All through this month, 20 of Ray's digital photographs are on display at the nature center. The subject of all is nature -- from crystal clear waters flowing by the snow-covered banks of a Southern Illinois stream to a field of sunflowers, their faces open to catch the life-giving radiation of a sunny day.
As Ray explains the subjects of the pictures he's unable to give precise information. Ray thinks about several things at once in all he does -- bouncing from thought to thought and activity to activity.
With all the aspects of a photo he has to think about -- lighting, angles, etc. -- getting detailed information about his subject is one aspect of the craft he's just now starting to concentrate on.
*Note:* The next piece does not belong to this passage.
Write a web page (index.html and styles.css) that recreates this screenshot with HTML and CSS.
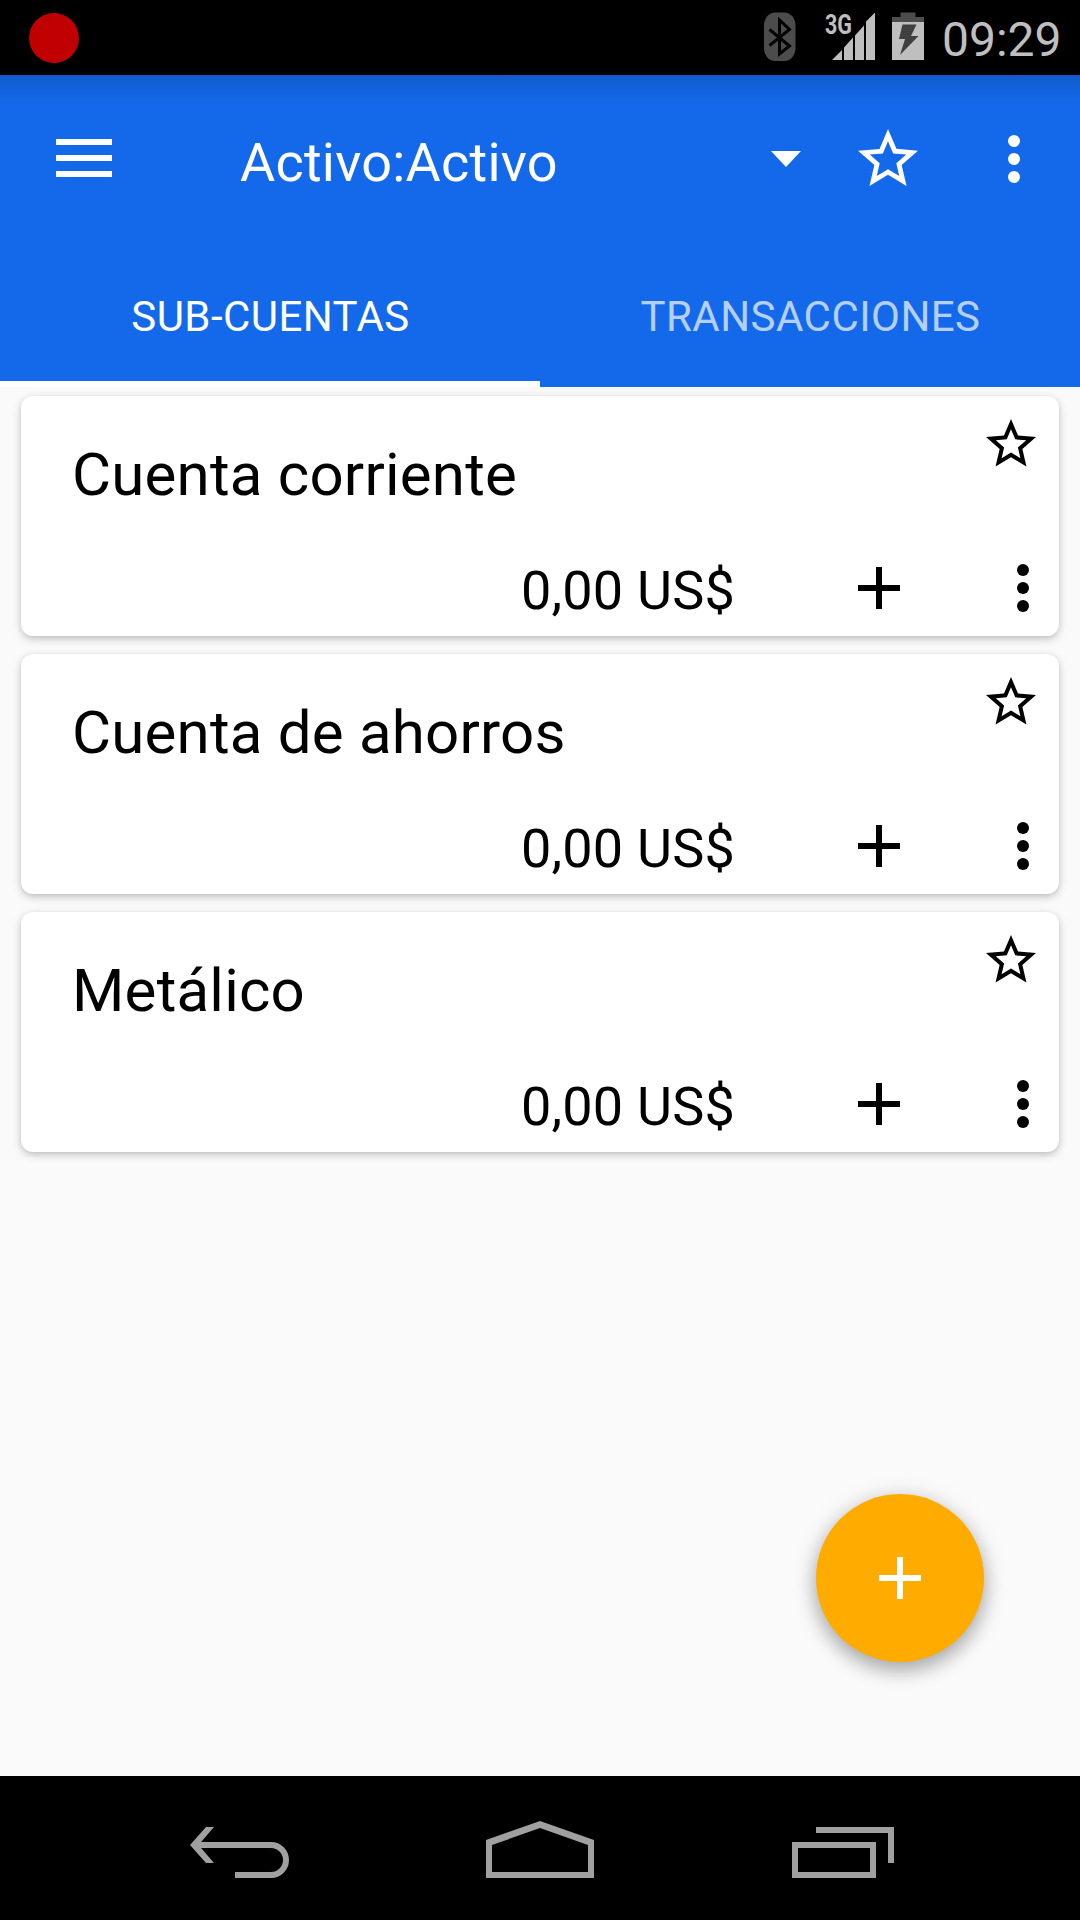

"There are all these things to do .... I've just always chosen to take the picture," said Ray. "Now I'm finding that doing the cutline is probably the hardest part of photography."
Ray has only been taking photographs since 2000, but gained recognition locally and around the state for his shots of the construction of the Bill Emerson Bridge. For Ray the bridge was easy -- photographing wildlife is much more difficult.
Bridges don't move, said Ray, they're "something you can more or less control." Wildlife isn't as static, and is totally unpredictable.
Starting out slow is one point Ray will teach the importance of in his Feb. 18 seminar at the Nature Center. Sign-ups opened Feb. 1 for the 22-member class, and already the roster is full.
Ray and the Nature Center see the class as just a beginning to creating access to amateur digital photography.
For Ray the public's great response to the seminar confirms his belief in a large community of amateur digital photographers laying low, waiting to learn how to perfect their art.
"I'm really excited. I don't think they're there just to see me ... so that's very cool," Ray said.
Digital technology has the power to make photography more accessible, Ray said, if the amateur can learn to use the tools. For Ray the learning process took years and is still ongoing -- but he hopes to make the process easier for others.
"It's like you have all these Ansel Adamses out there, but you have to be a geek," he said.
At the seminar Ray plans to unveil the new Westray Photography Web site. He hopes the sight will be a resource for do-it-yourself digital photographers where they can learn things like editing and printing. He hopes to start a revolution of sorts.
Through the Westray Foundation he also hopes to raise money to buy small digital cameras for children to participate in another Nature Center workshop in April. The photos will be exhibited at the center in May.
April Dozier with the Missouri Department of Conservation said the programs with Ray are part of an ongoing effort to expand the center's educational power with art. The center has already presented nature painting and a duck stamp contest for children. Another program had participants writing nature journals.
"By doing these things, we may be getting a different group of people to the center who haven't been there before," said Dozier.
The grounds around the nature center make a great place for nature art, with a variety of habitats like the rare sand prairie.
"Art is just one aspect of our mission," Dozier said.
In April the Nature Center will also present a discussion with local photographer Tom Neumeyer.